Review Comment:
This paper is very poorly written both in terms of English and structure, but I believe that there is some really interesting work backing up the article. However, the two repositories limitation implies that the approach cannot be generalised to arbitrary set of distributed data sources.
If I have understood the paper correctly the authors have developed an approach to improve the execution of distributed queries. The minimally connected graph for the bgps in the query is computed based on a graph theory result involving Eigen vectors. However, the paper should be substantially rewritten to explain the approach that the authors have developed. Figure 2 is given to demonstrate the approach, but it is not explained what the nodes and edges represent, or why some edges begin with a bolded line/
The authors claim that their approach would work for arbitrary queries in any domain, but have only demonstrated it within the life sciences (that is not a major problem). However, the queries behind the current implementation have not been presented, nor sufficient details of how they are then expanded to span all the available datasources.
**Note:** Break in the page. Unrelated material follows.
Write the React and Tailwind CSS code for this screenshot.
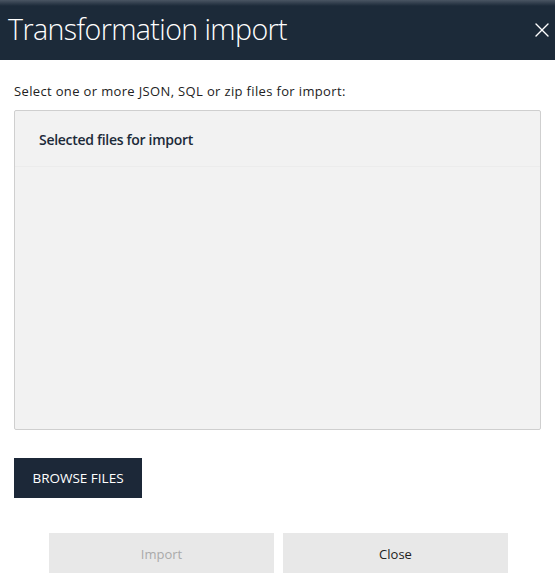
import { X } from 'lucide-react'

const font = { fontFamily: '"Open Sans", "Noto Sans", sans-serif' }

export default function App() {
  return (
    <div className="w-[555px] h-[578px] bg-white flex flex-col" style={font}>
      {/* Header */}
      <div className="h-[60px] flex items-center justify-between pl-2 pr-[1px] bg-gradient-to-b from-[#4a5563] via-[#1c2a39] via-[10%] to-[#1c2a39]">
        <h1 className="text-[28.6px] font-light text-white tracking-[-0.6px] leading-none pb-[2px]">Transformation import</h1>
        <X size={24} strokeWidth={1.4} className="text-white" />
      </div>

      <div className="flex flex-col px-[14px] pt-[23px]">
        <p className="text-[13px] text-[#222] tracking-[0.35px] leading-[16px]">Select one or more JSON, SQL or zip files for import:</p>

        {/* Selected files panel */}
        <div className="mt-[11px] h-[320px] border border-[#cfcfcf] rounded-[2px] bg-[#f2f2f2] flex flex-col">
          <div className="h-[56px] flex items-center px-6 pt-[2px] border-b border-[#ececec]">
            <span className="text-[14px] font-semibold text-[#1c2a39] tracking-[-0.3px]">Selected files for import</span>
          </div>
        </div>

        <div className="mt-[28px]">
          <button className="h-[40px] w-[128px] bg-[#1c2838] text-white text-[13.5px]">BROWSE FILES</button>
        </div>

        <div className="mt-[35px] flex justify-center gap-[9px] pl-[2px]">
          <button className="h-[40px] w-[225px] bg-[#e8e8e8] text-[#aaaaaa] text-[13px] pt-[3px]">Import</button>
          <button className="h-[40px] w-[225px] bg-[#e8e8e8] text-[#222] text-[13px] pt-[3px]">Close</button>
        </div>
      </div>
    </div>
  )
}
The approach seems to depend on mappings to a global schema. It is based on these mappings that the minimum spanning graph is created. If this is the case, the authors should be more explicit about this.
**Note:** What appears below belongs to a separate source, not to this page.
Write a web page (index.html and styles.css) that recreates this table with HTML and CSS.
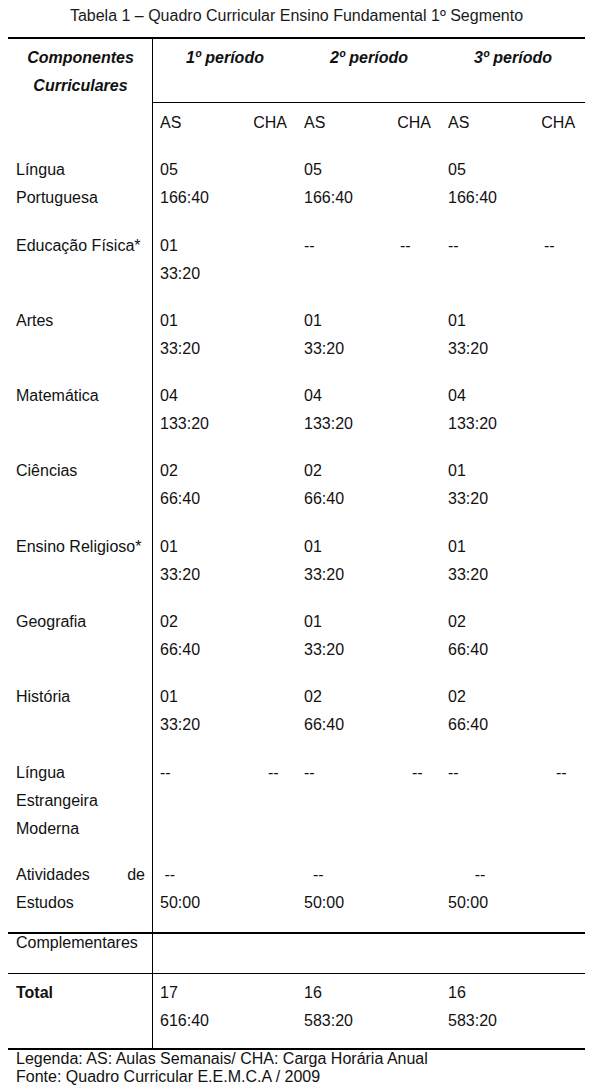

A query is shown in Listing 2 which is the output of the process. What is unclear is what is the input to that process, i.e. what is the specific form of the query prior to it being expanded to cover all the datasets? Do the instance level mappings take into account the differences in chemical strucutre between datasets?
The presentation of the experimental evaluations is very poor. They do not provide sufficient details fo the experiment setup. That is,
- What is the purpose of the experiment?
- What data sources, and specifically version of data sources have been used?
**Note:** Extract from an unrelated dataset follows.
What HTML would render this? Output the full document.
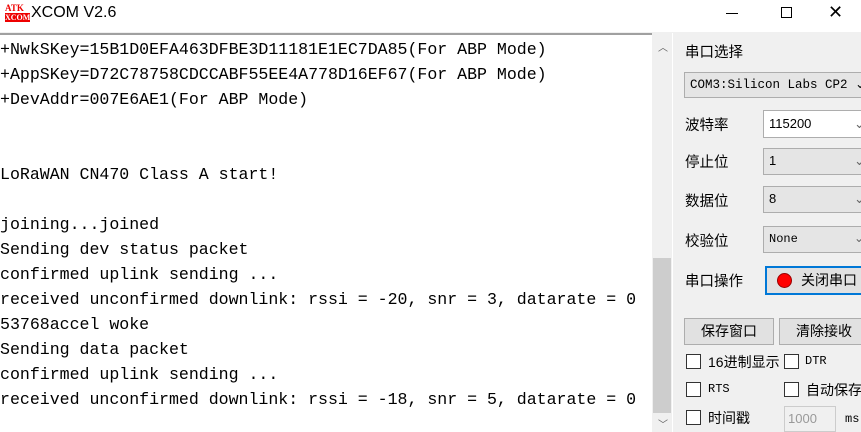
<!DOCTYPE html>
<html><head><meta charset="utf-8"><style>
*{margin:0;padding:0;box-sizing:border-box}
body{width:861px;height:432px;overflow:hidden;background:#f0f0f0;position:relative;font-family:"Liberation Sans","Noto Sans CJK SC",sans-serif}
.a{position:absolute}
#title{left:0;top:0;width:861px;height:32px;background:#fff}
#txt{left:0;top:33px;width:652px;height:399px;background:#fff;border-top:2px solid #a0a0a0}
.ln{position:absolute;left:0;font-family:"Liberation Mono","Noto Sans CJK SC",monospace;font-size:16.6px;white-space:pre;color:#000;line-height:20px;letter-spacing:-0.02px}
#sb{left:652px;top:33px;width:20px;height:399px;background:#f0f0f0}
.lbl{font-size:14.5px;color:#000;white-space:nowrap}
.sel{border:1px solid #adadad;background:#e5e5e5;font-size:13px;padding-left:5px;line-height:24px;white-space:nowrap;overflow:hidden}
.cb{width:15px;height:15px;border:1px solid #333;background:#fff}
.btn{border:1px solid #adadad;background:#e1e1e1;font-size:14px;text-align:center;line-height:24px}
</style></head><body>
<div class="a" id="title">
<div class="a" style="left:5px;top:4px;font:bold 9px 'Liberation Serif',serif;color:#e00;line-height:9px">ATK<br><span style="background:#e00;color:#fff;font-size:8px">XCOM</span></div>
<div class="a" style="left:31px;top:4px;font-size:16px;color:#000">XCOM V2.6</div>
<div class="a" style="left:726px;top:13px;width:12px;height:1px;background:#000"></div>
<div class="a" style="left:781px;top:7px;width:11px;height:11px;border:1px solid #000"></div>
<div class="a" style="left:828px;top:2px;font-size:18px;color:#000">✕</div>
</div>
<div class="a" id="txt">
<div class="ln" style="top:5px">+NwkSKey=15B1D0EFA463DFBE3D11181E1EC7DA85(For ABP Mode)</div>
<div class="ln" style="top:30px">+AppSKey=D72C78758CDCCABF55EE4A778D16EF67(For ABP Mode)</div>
<div class="ln" style="top:55px">+DevAddr=007E6AE1(For ABP Mode)</div>
<div class="ln" style="top:130px">LoRaWAN CN470 Class A start!</div>
<div class="ln" style="top:180px">joining...joined</div>
<div class="ln" style="top:205px">Sending dev status packet</div>
<div class="ln" style="top:230px">confirmed uplink sending ...</div>
<div class="ln" style="top:255px">received unconfirmed downlink: rssi = -20, snr = 3, datarate = 0</div>
<div class="ln" style="top:280px">53768accel woke</div>
<div class="ln" style="top:305px">Sending data packet</div>
<div class="ln" style="top:330px">confirmed uplink sending ...</div>
<div class="ln" style="top:355px">received unconfirmed downlink: rssi = -18, snr = 5, datarate = 0</div>
</div>
<div class="a" id="sb">
<div class="a" style="left:6px;top:6px;font-size:10px;color:#606060">︿</div>
<div class="a" style="left:1px;top:225px;width:18px;height:155px;background:#cdcdcd"></div>
<div class="a" style="left:6px;top:383px;font-size:10px;color:#606060">﹀</div>
</div>
<div class="a" style="left:672px;top:33px;width:1px;height:399px;background:#fff"></div>

<div class="a lbl" style="left:685px;top:41px">串口选择</div>
<div class="a sel" style="left:684px;top:72px;width:190px;height:26px;font-family:'Liberation Mono','Noto Sans CJK SC',monospace;font-size:12.5px">COM3:Silicon Labs CP2 ⌄</div>
<div class="a lbl" style="left:685px;top:114px">波特率</div>
<div class="a sel" style="left:763px;top:110px;width:110px;height:28px;background:#fff;line-height:26px">115200<span class="a" style="left:90px;top:0;color:#666">⌄</span></div>
<div class="a lbl" style="left:685px;top:151px">停止位</div>
<div class="a sel" style="left:763px;top:148px;width:110px;height:27px">1<span class="a" style="left:90px;top:0;color:#666">⌄</span></div>
<div class="a lbl" style="left:685px;top:190px">数据位</div>
<div class="a sel" style="left:763px;top:186px;width:110px;height:27px">8<span class="a" style="left:90px;top:0;color:#666">⌄</span></div>
<div class="a lbl" style="left:685px;top:230px">校验位</div>
<div class="a sel" style="left:763px;top:226px;width:110px;height:27px;font-family:'Liberation Mono',monospace;font-size:12px">None<span class="a" style="left:90px;top:0;color:#666">⌄</span></div>
<div class="a lbl" style="left:685px;top:270px">串口操作</div>
<div class="a btn" style="left:765px;top:266px;width:110px;height:29px;border:2px solid #0078d7;text-align:left;line-height:25px">
<span class="a" style="left:10px;top:5px;width:15px;height:15px;border-radius:50%;background:#f00;border:1px solid #900"></span>
<span class="a" style="left:34px;top:0">关闭串口</span></div>

<div class="a btn" style="left:684px;top:318px;width:90px;height:27px">保存窗口</div>
<div class="a btn" style="left:779px;top:318px;width:90px;height:27px">清除接收</div>

<div class="a cb" style="left:686px;top:354px"></div>
<div class="a lbl" style="left:708px;top:352px;font-size:14px">16进制显示</div>
<div class="a cb" style="left:784px;top:354px"></div>
<div class="a" style="left:805px;top:354px;font:12px 'Liberation Mono',monospace">DTR</div>
<div class="a cb" style="left:686px;top:382px"></div>
<div class="a" style="left:708px;top:382px;font:12px 'Liberation Mono',monospace">RTS</div>
<div class="a cb" style="left:784px;top:382px"></div>
<div class="a lbl" style="left:806px;top:380px;font-size:14px">自动保存</div>
<div class="a cb" style="left:686px;top:410px"></div>
<div class="a lbl" style="left:708px;top:408px;font-size:14px">时间戳</div>
<div class="a" style="left:784px;top:406px;width:52px;height:26px;border:1px solid #ccc;background:#f0f0f0;color:#999;font-size:13px;padding:4px 0 0 3px">1000</div>
<div class="a" style="left:845px;top:412px;font:12px 'Liberation Mono',monospace">ms</div>
</body></html>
- What queries have been used as input?
- What are the dependent and independent variables?
- What is the baseline that you are comparing against? That is, how do you know if you are improving over the current state of the art?
In particular, table 3 presents numbers from two different translations of DrugBank. It is not surprising that Chem2Bio2RDF does not contain as many targets as it relates to a very old version of DrugBank (~2009).
Figure 3 presents a line graph for discrete data points, this is not appropriate. Also the caption should explain the ordering that has been applied. I'm also unclear as to which line represents your system and what substances have been used/
How is the performance of the whole expansion process versus the time to pose the query? How do the answers generated compare with other integration systems, i.e. are the answers correct?
The SUS evaluation is meaningless for the main contribution of the paper, i.e. it does not evaluate the distributed query processing engine. I would expect to see an evaluation that investigates
1. The efficiency of the distributed query processing engine: by centralising the datasets and comparing with other systems such as FedX or DARQ for the speed of result response while eliminating network delays. it would be good to also perform the same experiment over the remote endpoints and compare.
2. The correctness of the answers generated
There are a variety of typos and missing citations throughout the paper, too numerous to list.
|